[Interface markup and scripts]
>> start

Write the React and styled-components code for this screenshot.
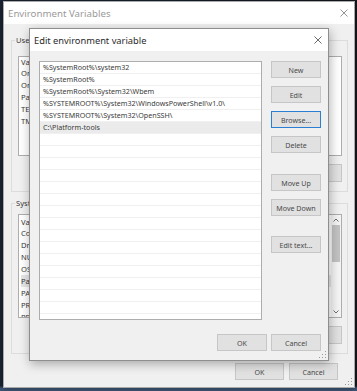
import React from "react";
import styled, { createGlobalStyle } from "styled-components";

const GlobalStyle = createGlobalStyle`
  html, body {
    margin: 0;
    padding: 0;
  }
  body {
    width: 357px;
    height: 391px;
    overflow: hidden;
    font-family: "Noto Sans", "Open Sans", sans-serif;
    color: #3a3a3a;
  }
  * {
    box-sizing: border-box;
  }
`;

const Desktop = styled.div`
  position: relative;
  width: 357px;
  height: 391px;
  overflow: hidden;
  background: linear-gradient(180deg, transparent 0%, transparent 98.6%, #3d5474 99.3%),
    linear-gradient(90deg, #1b2536 0%, #152030 50%, #15181e 100%);
`;

const Window = styled.div`
  position: absolute;
  left: ${(p) => p.$x}px;
  top: ${(p) => p.$y}px;
  width: ${(p) => p.$w}px;
  height: ${(p) => p.$h}px;
  display: flex;
  flex-direction: column;
  background: #f0f0f0;
  border: 1px solid ${(p) => (p.$active ? "#8e8e8e" : "#aaaaaa")};
  box-shadow: ${(p) =>
    p.$active ? "1px 3px 10px rgba(0, 0, 0, 0.3)" : "0 0 6px rgba(0, 0, 0, 0.4)"};
`;

const TitleBar = styled.div`
  flex: none;
  height: 22px;
  display: flex;
  align-items: center;
  justify-content: space-between;
  padding: 0 6px 0 4px;
  background: #ffffff;
  color: ${(p) => (p.$active ? "#2a2a2a" : "#9a9a9a")};
  font-size: ${(p) => (p.$active ? 9.3 : 9.7)}px;
`;

const CloseIcon = ({ color }) => (
  <svg width="8" height="8" viewBox="0 0 8 8">
    <path d="M0.5 0.5 L7.5 7.5 M7.5 0.5 L0.5 7.5" stroke={color} strokeWidth="0.9" />
  </svg>
);

const Grip = styled.svg`
  position: absolute;
  right: 2px;
  bottom: 2px;
`;

const ResizeGrip = () => (
  <Grip width="7" height="7" viewBox="0 0 7 7">
    {[
      [6, 0],
      [6, 3],
      [3, 3],
      [6, 6],
      [3, 6],
      [0, 6],
    ].map(([x, y]) => (
      <rect key={`${x}-${y}`} x={x} y={y} width="1" height="1" fill="#9a9a9a" />
    ))}
  </Grip>
);

/* ---------- background window: Environment Variables ---------- */

const EnvBody = styled.div`
  flex: 1;
  display: flex;
  flex-direction: column;
  padding: 11px 6px 0 7px;
`;

const Group = styled.fieldset`
  margin: 0 0 ${(p) => p.$after || 0}px 0;
  min-width: 0;
  padding: ${(p) => p.$top}px 5px 9px 6px;
  border: 1px solid #dcdcdc;
  display: flex;
  flex-direction: column;
`;

const Legend = styled.legend`
  margin-left: -3px;
  padding: 0 1px;
  font-size: 7.6px;
  line-height: 10px;
  color: #3a3a3a;
`;

const VarList = styled.div`
  height: ${(p) => p.$h}px;
  display: flex;
  background: #ffffff;
  border: 1px solid #adadad;
  overflow: hidden;
`;

const VarRows = styled.div`
  flex: 1;
  display: flex;
  flex-direction: column;
  padding-left: 2px;
  padding-top: ${(p) => p.$top || 0}px;
`;

const VarRow = styled.div`
  flex: none;
  height: ${(p) => (p.$header ? 10 : 12)}px;
  line-height: ${(p) => (p.$header ? 10 : 12)}px;
  font-size: 7.6px;
  color: #3a3a3a;
  white-space: nowrap;
  background: ${(p) => (p.$selected ? "#e6e6e6" : "transparent")};
`;

const ScrollBar = styled.div`
  width: 10px;
  display: flex;
  flex-direction: column;
  align-items: center;
  background: #f4f4f4;
`;

const ScrollArrow = styled.div`
  height: 10px;
  display: flex;
  align-items: center;
  justify-content: center;
`;

const ScrollThumb = styled.div`
  width: 8px;
  height: 37px;
  background: #c2c2c2;
`;

const ScrollFill = styled.div`
  flex: 1;
`;

const Chevron = ({ up }) => (
  <svg width="6" height="4" viewBox="0 0 6 4">
    <path
      d={up ? "M0.5 3.5 L3 1 L5.5 3.5" : "M0.5 0.5 L3 3 L5.5 0.5"}
      fill="none"
      stroke="#606060"
      strokeWidth="0.9"
    />
  </svg>
);

const ButtonRow = styled.div`
  display: flex;
  justify-content: flex-end;
  gap: ${(p) => p.$gap}px;
  margin-top: ${(p) => p.$top}px;
  padding-right: ${(p) => p.$right || 0}px;
`;

const Button = styled.button`
  flex: none;
  width: ${(p) => p.$w || 50}px;
  height: ${(p) => p.$h || 17}px;
  margin: ${(p) => p.$space || 0}px 0 0 0;
  padding: 0;
  background: #e1e1e1;
  border: 1px solid ${(p) => (p.$focused ? "#2a7fd4" : "#c6c6c6")};
  font-family: inherit;
  font-size: 7.1px;
  color: #4a4a4a;
  white-space: nowrap;
`;

const userVars = ["OneDrive", "OneDriveConsumer", "Path", "TEMP", "TMP"];
const systemVars = [
  "ComSpec",
  "DriverData",
  "NUMBER_OF_PROCESSORS",
  "OS",
  "Path",
  "PATHEXT",
  "PROCESSOR_ARCHITECTURE",
  "PROCESSOR_IDENTIFIER",
];

function EnvironmentWindow() {
  return (
    <Window $x={3} $y={1} $w={352} $h={387}>
      <TitleBar>
        <span>Environment Variables</span>
        <CloseIcon color="#8a8a8a" />
      </TitleBar>
      <EnvBody>
        <Group $top={11} $after={6}>
          <Legend>User variables for Admin</Legend>
          <VarList $h={100}>
            <VarRows>
              <VarRow $header>Variable</VarRow>
              {userVars.map((v) => (
                <VarRow key={v}>{v}</VarRow>
              ))}
            </VarRows>
          </VarList>
          <ButtonRow $gap={5} $top={8}>
            <Button $w={49} $h={18}>New...</Button>
            <Button $w={49} $h={18}>Edit...</Button>
            <Button $w={49} $h={18}>Delete</Button>
          </ButtonRow>
        </Group>
        <Group $top={6}>
          <Legend>System variables</Legend>
          <VarList $h={104}>
            <VarRows $top={2}>
              <VarRow $header>Variable</VarRow>
              {systemVars.map((v, i) => (
                <VarRow key={v} $selected={i === 4}>
                  {v}
                </VarRow>
              ))}
            </VarRows>
            <ScrollBar>
              <ScrollArrow>
                <Chevron up />
              </ScrollArrow>
              <ScrollThumb />
              <ScrollFill />
              <ScrollArrow>
                <Chevron />
              </ScrollArrow>
            </ScrollBar>
          </VarList>
          <ButtonRow $gap={5} $top={8}>
            <Button $w={49} $h={18}>New...</Button>
            <Button $w={49} $h={18}>Edit...</Button>
            <Button $w={49} $h={18}>Delete</Button>
          </ButtonRow>
        </Group>
        <ButtonRow $gap={5} $top={9} $right={10}>
          <Button $w={49}>OK</Button>
          <Button $w={49}>Cancel</Button>
        </ButtonRow>
      </EnvBody>
      <ResizeGrip />
    </Window>
  );
}

/* ---------- front dialog: Edit environment variable ---------- */

const DialogBody = styled.div`
  flex: 1;
  display: flex;
  flex-direction: column;
  padding: 10px 7px 9px 9px;
`;

const DialogMain = styled.div`
  display: flex;
  gap: 9px;
`;

const PathList = styled.div`
  width: 223px;
  height: 259px;
  display: flex;
  flex-direction: column;
  background: #ffffff;
  border: 1px solid #adadad;
  overflow: hidden;
`;

const PathRow = styled.div`
  flex: none;
  height: 12px;
  padding-left: 3px;
  border-bottom: 1px solid #f0f0f0;
  background: ${(p) => (p.$selected ? "#ebebeb" : "transparent")};
  font-size: 7.15px;
  line-height: 11px;
  color: #3a3a3a;
  white-space: nowrap;
`;

const SideColumn = styled.div`
  display: flex;
  flex-direction: column;
  width: 50px;
`;

const DialogFooter = styled.div`
  display: flex;
  justify-content: flex-end;
  gap: 4px;
  margin-top: auto;
`;

const paths = [
  "%SystemRoot%\\system32",
  "%SystemRoot%",
  "%SystemRoot%\\System32\\Wbem",
  "%SYSTEMROOT%\\System32\\WindowsPowerShell\\v1.0\\",
  "%SYSTEMROOT%\\System32\\OpenSSH\\",
  "C:\\Platform-tools",
];

function EditDialog() {
  const rows = [...paths, ...Array(16).fill("")];
  return (
    <Window $active $x={29} $y={28} $w={300} $h={333}>
      <TitleBar $active>
        <span>Edit environment variable</span>
        <CloseIcon color="#5a5a5a" />
      </TitleBar>
      <DialogBody>
        <DialogMain>
          <PathList>
            {rows.map((p, i) => (
              <PathRow key={i} $selected={i === 5}>
                {p}
              </PathRow>
            ))}
          </PathList>
          <SideColumn>
            <Button>New</Button>
            <Button $space={8}>Edit</Button>
            <Button $space={8} $focused>
              Browse...
            </Button>
            <Button $space={8}>Delete</Button>
            <Button $space={21}>Move Up</Button>
            <Button $space={8}>Move Down</Button>
            <Button $space={20}>Edit text...</Button>
          </SideColumn>
        </DialogMain>
        <DialogFooter>
          <Button>OK</Button>
          <Button>Cancel</Button>
        </DialogFooter>
      </DialogBody>
      <ResizeGrip />
    </Window>
  );
}

export default function App() {
  return (
    <Desktop>
      <GlobalStyle />
      <EnvironmentWindow />
      <EditDialog />
    </Desktop>
  );
}
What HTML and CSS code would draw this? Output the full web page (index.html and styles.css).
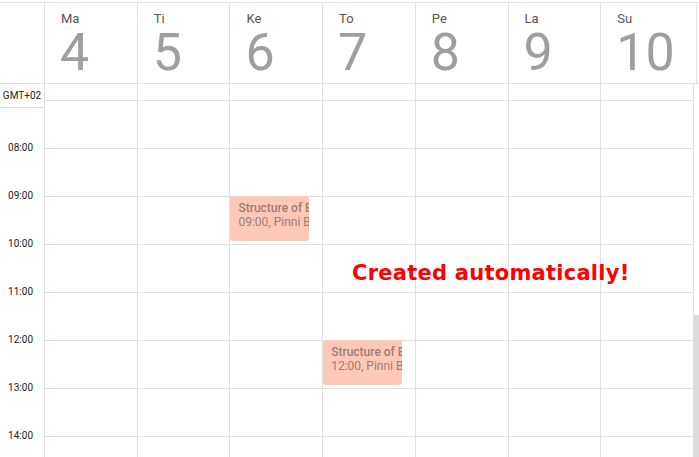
FILE: index.html
```html
<!DOCTYPE html>
<html lang="fi">
<head>
<meta charset="utf-8">
<title>Calendar week</title>
<link rel="stylesheet" href="styles.css">
</head>
<body>
<div class="app">
  <div class="head-wrap">
    <div class="head">
      <div class="hgut"></div>
      <div class="hcell"><div class="dname">Ma</div><div class="dnum">4</div></div>
      <div class="hcell"><div class="dname">Ti</div><div class="dnum">5</div></div>
      <div class="hcell"><div class="dname">Ke</div><div class="dnum">6</div></div>
      <div class="hcell"><div class="dname">To</div><div class="dnum">7</div></div>
      <div class="hcell"><div class="dname">Pe</div><div class="dnum">8</div></div>
      <div class="hcell"><div class="dname">La</div><div class="dnum">9</div></div>
      <div class="hcell"><div class="dname">Su</div><div class="dnum">10</div></div>
    </div>
  </div>
  <div class="content">
    <div class="body">
      <div class="row tail">
        <div class="gut"></div>
        <div class="cell"></div><div class="cell"></div><div class="cell"></div><div class="cell"></div><div class="cell"></div><div class="cell"></div><div class="cell"></div>
      </div>
      <div class="row">
        <div class="gut"></div>
        <div class="cell"></div><div class="cell"></div><div class="cell"></div><div class="cell"></div><div class="cell"></div><div class="cell"></div><div class="cell"></div>
      </div>
      <div class="row">
        <div class="gut"><span class="time">08:00</span></div>
        <div class="cell"></div><div class="cell"></div><div class="cell"></div><div class="cell"></div><div class="cell"></div><div class="cell"></div><div class="cell"></div>
      </div>
      <div class="row">
        <div class="gut"><span class="time">09:00</span></div>
        <div class="cell"></div><div class="cell"></div>
        <div class="cell">
          <div class="event"><div class="etitle">Structure of Biology</div><div class="etime">09:00, Pinni B</div></div>
        </div>
        <div class="cell"></div><div class="cell"></div><div class="cell"></div><div class="cell"></div>
      </div>
      <div class="row">
        <div class="gut"><span class="time">10:00</span></div>
        <div class="cell"></div><div class="cell"></div><div class="cell"></div><div class="cell"></div><div class="cell"></div><div class="cell"></div><div class="cell"></div>
      </div>
      <div class="row">
        <div class="gut"><span class="time">11:00</span></div>
        <div class="cell"></div><div class="cell"></div><div class="cell"></div><div class="cell"></div><div class="cell"></div><div class="cell"></div><div class="cell"></div>
      </div>
      <div class="row">
        <div class="gut"><span class="time">12:00</span></div>
        <div class="cell"></div><div class="cell"></div><div class="cell"></div>
        <div class="cell">
          <div class="event"><div class="etitle">Structure of Biology</div><div class="etime">12:00, Pinni B</div></div>
        </div>
        <div class="cell"></div><div class="cell"></div><div class="cell"></div>
      </div>
      <div class="row">
        <div class="gut"><span class="time">13:00</span></div>
        <div class="cell"></div><div class="cell"></div><div class="cell"></div><div class="cell"></div><div class="cell"></div><div class="cell"></div><div class="cell"></div>
      </div>
      <div class="row">
        <div class="gut"><span class="time">14:00</span></div>
        <div class="cell"></div><div class="cell"></div><div class="cell"></div><div class="cell"></div><div class="cell"></div><div class="cell"></div><div class="cell"></div>
      </div>
      <div class="gmt">GMT+02</div>
      <div class="note">Created automatically!</div>
    </div>
    <div class="scroll"><div class="thumb"></div></div>
  </div>
</div>
</body>
</html>
```
FILE: styles.css
```css
* { box-sizing: border-box; }
html, body { margin: 0; padding: 0; }
body {
  font-family: Roboto, "Noto Sans", "Liberation Sans", sans-serif;
  background: #fff;
  overflow: hidden;
}
.app {
  width: 699px;
  height: 457px;
  display: flex;
  flex-direction: column;
  overflow: hidden;
}
.head-wrap {
  margin-top: 2px;
  border-top: 1px solid #e0e0e0;
  border-bottom: 1px solid #e0e0e0;
  flex: none;
}
.head {
  display: grid;
  grid-template-columns: 44px repeat(6, 92.71px) 1fr;
  width: 697px;
  height: 80px;
}
.hcell {
  border-left: 1px solid #e0e0e0;
  padding: 8px 0 0 16px;
}
.hcell:last-child { border-right: 1px solid #e0e0e0; }
.dname {
  font-size: 13px;
  line-height: 15px;
  color: #555;
}
.dnum {
  font-size: 52px;
  line-height: 50px;
  margin-top: 2px;
  color: #9e9e9e;
  margin-left: -1px;
}
.content {
  display: flex;
  flex: 1;
  min-height: 0;
}
.body {
  width: 693px;
  flex: none;
  position: relative;
  overflow: hidden;
}
.row {
  display: grid;
  grid-template-columns: 44px repeat(7, 1fr);
  height: 48px;
}
.row.tail { height: 16px; }
.cell {
  border-left: 1px solid #e0e0e0;
  border-top: 1px solid #e0e0e0;
  position: relative;
}
.row.tail .cell { border-top: none; }
.time {
  display: block;
  font-size: 10px;
  line-height: 12px;
  margin-top: -6px;
  text-align: right;
  padding-right: 11px;
  color: #222;
}
.event {
  position: absolute;
  top: -1px;
  left: 0;
  width: 79px;
  height: 45px;
  background: #fcc9b8;
  border-radius: 3px;
  padding: 5px 0 0 8px;
  overflow: hidden;
  white-space: nowrap;
  color: #9c7d74;
  font-size: 12px;
  line-height: 14px;
}
.etitle { font-weight: 500; }
.gmt {
  position: absolute;
  top: 0;
  left: 0;
  width: 44px;
  height: 24px;
  border-bottom: 1px solid #e0e0e0;
  background: #fff;
  font-size: 10px;
  line-height: 23px;
  text-align: center;
  color: #222;
}
.note {
  position: absolute;
  left: 352px;
  top: 177px;
  font-family: "DejaVu Sans", "Liberation Sans", sans-serif;
  font-weight: bold;
  font-size: 21px;
  line-height: 24px;
  letter-spacing: 0.25px;
  color: #ff0000;
  white-space: nowrap;
}
.scroll {
  width: 6px;
  flex: none;
  border-left: 1px solid #e0e0e0;
  display: flex;
  flex-direction: column;
}
.thumb {
  margin-top: auto;
  margin-left: -1px;
  width: 6px;
  height: 142px;
  background: #dcdcdc;
}
```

>> end

Where a line of the material above holds the string "components", copy that line.

Write the React and styled-components code for this screenshot.
import styled, { createGlobalStyle } from "styled-components";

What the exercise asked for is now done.